A lógica por trás da guerra lançada contra as redacções é a mesma que rege a purga que se abateu sobre o aparelho de Estado na Turquia pós-golpe falhado. O inimigo número um é o movimento de Gülen, que Erdogan acusa de ter instaurado um “Estado profundo” – um conceito com ressonâncias históricas muito negativas para a maioria dos turcos relacionado com uma aliança intemporal entre exército, nacionalistas e a extrema-direita responsável por atentados contra o Estado oficial.

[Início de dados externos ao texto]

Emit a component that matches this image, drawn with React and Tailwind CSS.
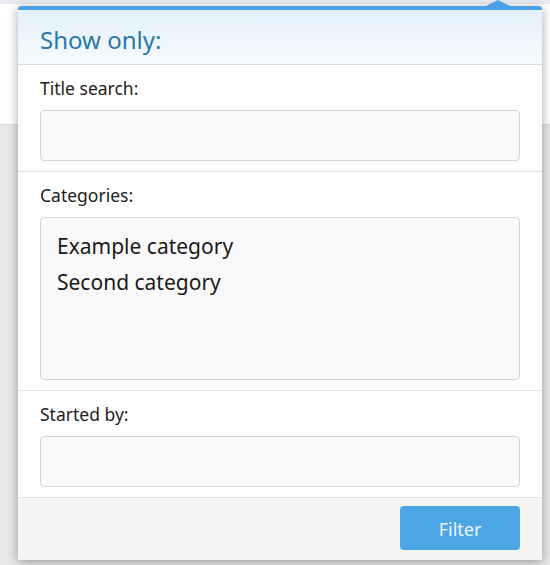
export default function App() {
  const font = { fontFamily: '"Noto Sans", "Open Sans", sans-serif' };
  return (
    <div className="relative w-[550px] h-[565px] overflow-hidden bg-[#e8e8e8]" style={font}>
      <div className="flex flex-col">
        <div className="h-[4px] bg-[#e9ecf2]" />
        <div className="h-[121px] bg-white border-b border-[#d8d8d8]" />
      </div>
      <div className="absolute left-[18px] top-[6px] w-[524px] h-[554px] bg-white shadow-[0_2px_10px_rgba(0,0,0,0.35)] flex flex-col">
        <div className="absolute right-[32px] top-[-6px] w-0 h-0 border-l-[12px] border-r-[12px] border-b-[6px] border-l-transparent border-r-transparent border-b-[#4aa0e2]" />
        <div className="h-[4px] bg-[#4aa0e2] rounded-t-[3px]" />
        <div className="h-[55px] bg-gradient-to-b from-[#e2f0fa] to-[#f8fbfe] border-b border-[#dcdfe2] flex items-center px-[22px] pt-[5px]">
          <span className="text-[24px] text-[#2878ab] leading-none">Show only:</span>
        </div>
        <div className="px-[22px] pt-[11px] pb-[10px] border-b border-[#e2e2e2]">
          <div className="text-[17.5px] leading-[24px] text-[#222]">Title search:</div>
          <div className="mt-[10px] h-[51px] bg-[#f9f9f9] border border-[#d6d6d6] rounded-[4px]" />
        </div>
        <div className="px-[22px] pt-[11px] pb-[10px] border-b border-[#e2e2e2]">
          <div className="text-[17.5px] leading-[24px] text-[#222]">Categories:</div>
          <div className="mt-[10px] h-[163px] bg-[#f9f9f9] border border-[#d6d6d6] rounded-[4px] px-[16px] pt-[10px] text-[21px] leading-[36px] text-[#1a1a1a]">
            <div>Example category</div>
            <div>Second category</div>
          </div>
        </div>
        <div className="px-[22px] pt-[11px] pb-[10px] border-b border-[#e2e2e2]">
          <div className="text-[17.5px] leading-[24px] text-[#222]">Started by:</div>
          <div className="mt-[10px] h-[51px] bg-[#f9f9f9] border border-[#d6d6d6] rounded-[4px]" />
        </div>
        <div className="flex-1 bg-[#f5f5f5] flex justify-end items-start pt-[8px] px-[22px]">
          <button className="w-[120px] h-[44px] pt-[3px] bg-[#4ba6e6] rounded-[4px] text-[18px] text-[#eef6fd]">Filter</button>
        </div>
      </div>
    </div>
  );
}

O golpe de Julho foi a manifestação violenta do movimento gulenista que veio dar a justificação que faltava a Erdogan para completar aquilo que faltava do processo de liquidação do seu inimigo político.

Hoje, na definição de gulenista cabem todos os que criticam o Governo ou incomodam Erdogan – curdos, seculares, esquerdistas. É, mais uma vez, o caso do Cumhuriyet, cujo director, Murat Sabuncu, foi detido e acusado de ligações a Gülen. “Como o Cumhuriyet lutou contra o movimento de Gülen durante os últimos 20 ou 30 ano, mais valia dizerem ‘não queremos ouvir nenhuma voz crítica e não estamos preparados para tolerar nem sequer a mais pequena oposição’”, disse à Deutsche Welle Can Dündar.

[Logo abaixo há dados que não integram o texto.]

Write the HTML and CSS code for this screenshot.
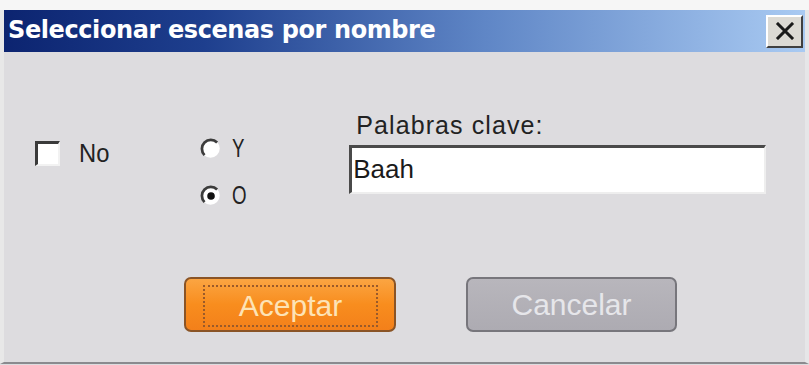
FILE: index.html
```html
<!DOCTYPE html>
<html lang="es">
<head>
<meta charset="utf-8">
<title>Seleccionar escenas por nombre</title>
<link rel="stylesheet" href="styles.css">
</head>
<body>
<div class="top-strip"></div>
<div class="window">
  <div class="titlebar">
    <span class="title">Seleccionar escenas por nombre</span>
    <span class="close-btn">
      <svg width="20" height="18" viewBox="0 0 20 18"><path d="M3 2 L17 16 M17 2 L3 16" stroke="#1a1a1a" stroke-width="3" stroke-linecap="square"/></svg>
    </span>
  </div>
  <div class="content">
    <div class="main-row">
      <label class="check-group">
        <span class="checkbox"></span>
        <span class="check-label">No</span>
      </label>
      <div class="radio-group">
        <div class="radio-row">
          <svg class="radio" width="21" height="21" viewBox="0 0 20 20">
            <circle cx="10" cy="10" r="8.8" fill="#ffffff"/>
            <path d="M4.3 16.3 A8.2 8.2 0 0 1 16.3 4.3" fill="none" stroke="#3c3c3c" stroke-width="2.6"/>
          </svg>
          <span class="radio-label">Y</span>
        </div>
        <div class="radio-row">
          <svg class="radio" width="21" height="21" viewBox="0 0 20 20">
            <circle cx="10" cy="10" r="8.8" fill="#ffffff"/>
            <path d="M4.3 16.3 A8.2 8.2 0 0 1 16.3 4.3" fill="none" stroke="#3c3c3c" stroke-width="2.6"/>
            <circle cx="10.5" cy="10.5" r="3.6" fill="#111111"/>
          </svg>
          <span class="radio-label">O</span>
        </div>
      </div>
      <div class="keyword-group">
        <div class="keyword-label">Palabras clave:</div>
        <div class="keyword-input">Baah</div>
      </div>
    </div>
    <div class="button-row">
      <button class="btn btn-accept"><span class="focus-ring">Aceptar</span></button>
      <button class="btn btn-cancel">Cancelar</button>
    </div>
  </div>
</div>
</body>
</html>
```

FILE: styles.css
```css
html, body {
  margin: 0;
  padding: 0;
  width: 809px;
  height: 365px;
  overflow: hidden;
  background: #dddcdf;
  font-family: "Liberation Sans", Arial, sans-serif;
}

.top-strip {
  height: 10px;
  background: #f6f6f6;
}

.window {
  height: 354px;
  box-sizing: border-box;
  border-left: 4px solid #e8e8e8;
  border-right: 4px solid #e6e6e8;
  border-bottom: 2px solid #8a8a8e;
  display: flex;
  flex-direction: column;
}

.titlebar {
  height: 42px;
  flex: none;
  display: flex;
  align-items: center;
  justify-content: space-between;
  background: linear-gradient(to right, #0c2470 0%, #1e3f8e 25%, #5f86c6 60%, #a9caf2 100%);
  padding: 0 2px 0 4px;
}

.title {
  color: #ffffff;
  font-family: "DejaVu Sans", "Liberation Sans", sans-serif;
  font-weight: bold;
  font-size: 24px;
  letter-spacing: -0.4px;
  padding-bottom: 2px;
}

.close-btn {
  width: 37px;
  height: 33px;
  box-sizing: border-box;
  background: #dcdad4;
  border-top: 2px solid #ffffff;
  border-left: 2px solid #ffffff;
  border-right: 2px solid #404040;
  border-bottom: 2px solid #404040;
  display: flex;
  align-items: center;
  justify-content: center;
}

.content {
  flex: 1;
  display: flex;
  flex-direction: column;
  background: #dddcdf;
}

.main-row {
  display: flex;
  align-items: flex-start;
  padding-top: 58px;
}

.check-group {
  display: flex;
  align-items: center;
  margin-left: 31px;
  margin-top: 29px;
}

.checkbox {
  width: 25px;
  height: 25px;
  flex: none;
  box-sizing: border-box;
  background: #ffffff;
  border-top: 3px solid #3a3a3a;
  border-left: 3px solid #3a3a3a;
  border-right: 2px solid #f2f2f2;
  border-bottom: 2px solid #f2f2f2;
}

.check-label {
  margin-left: 19px;
  font-size: 25px;
  line-height: 28px;
  color: #222222;
  transform: scaleX(0.95);
  transform-origin: left center;
}

.radio-group {
  display: flex;
  flex-direction: column;
  gap: 25px;
  margin-left: 89px;
  margin-top: 27px;
}

.radio-row {
  display: flex;
  align-items: center;
  height: 22px;
}

.radio {
  flex: none;
}

.radio-label {
  margin-left: 11px;
  font-size: 26px;
  color: #222222;
  transform: scaleX(0.72);
  transform-origin: left center;
}

.keyword-group {
  display: flex;
  flex-direction: column;
  margin-left: 97px;
}

.keyword-label {
  margin-left: 7px;
  font-size: 25px;
  color: #222222;
  line-height: 30px;
  letter-spacing: 1.1px;
}

.keyword-input {
  margin-top: 5px;
  width: 417px;
  height: 49px;
  box-sizing: border-box;
  background: #ffffff;
  border-top: 3px solid #4a4a4a;
  border-left: 3px solid #4a4a4a;
  border-right: 2px solid #eeeeee;
  border-bottom: 2px solid #eeeeee;
  padding: 6px 0 0 1px;
  font-size: 26px;
  color: #1a1a1a;
  line-height: 30px;
}

.button-row {
  display: flex;
  margin-top: 71px;
  padding-left: 180px;
  gap: 70px;
}

.btn {
  height: 55px;
  box-sizing: border-box;
  border-radius: 7px;
  font-family: "Liberation Sans", Arial, sans-serif;
  font-size: 30px;
  padding: 0;
  display: flex;
  align-items: center;
  justify-content: center;
}

.btn-accept {
  width: 212px;
  background: linear-gradient(to bottom, #fba542 0%, #f88d1e 50%, #f3801a 100%);
  border: 2px solid #8a5426;
  color: #fde3b6;
  padding: 6px 16px 3px 17px;
}

.focus-ring {
  flex: 1;
  align-self: stretch;
  display: flex;
  align-items: center;
  justify-content: center;
  border: 2px dotted #9a5a2a;
}

.btn-cancel {
  width: 211px;
  background: linear-gradient(to bottom, #b8b6bc 0%, #adabb2 100%);
  border: 2px solid #77767c;
  color: #e6e6ea;
}
```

Os líderes europeus têm manifestado preocupação com a degradação da liberdade de imprensa na Turquia. “Todos aqueles que continuam corajosamente a lutar pela liberdade de expressão e a fazer jornalismo sob circunstâncias difíceis na Turquia têm a nossa solidariedade”, disse o porta-voz do Governo alemão, Steffan Seibert. A chanceler, Angela Merkel, disse ter “muitas dúvidas” quanto à legalidade da detenção dos jornalistas do Cumhuriyet, acrescentou.

Em Ancara, as opiniões provenientes da União Europeia parecem contar cada vez menos. “Não temos problemas com a liberdade de imprensa”, garantiu o primeiro-ministro, Binali Yildirim. “É nisto que não conseguimos concordar com os nossos amigos europeus: eles falam sempre na liberdade de imprensa quando estamos a tomar medidas na nossa luta contra o terrorismo.”

Sempre que é pressionada pelo atropelo aos direitos humanos, a Turquia tem respondido acusando os líderes europeus de serem insensíveis às ameaças a que o país está sujeito – desde gulenistas aos separatistas curdos, passando pelos jihadistas do Estado Islâmico. O grande trunfo de Ancara é o acordo assinado com Bruxelas para conter o fluxo de refugiados provenientes da Síria que querem chegar à Europa.

Num contexto de perseguição impiedosa, o Cumhuriyet mantém-se firme na sua missão. “Não nos rendemos” lia-se na primeira página da edição de terça-feira, o dia seguinte à detenção de mais um dos seus directores. Em editorial, ficava uma promessa cada vez mais difícil de cumprir na Turquia de Erdogan: “Mesmo que os directores e redactores do Cumhuriyet sejam presos, o nosso jornal vai continuar a sua luta pela democracia e liberdade até ao fim.”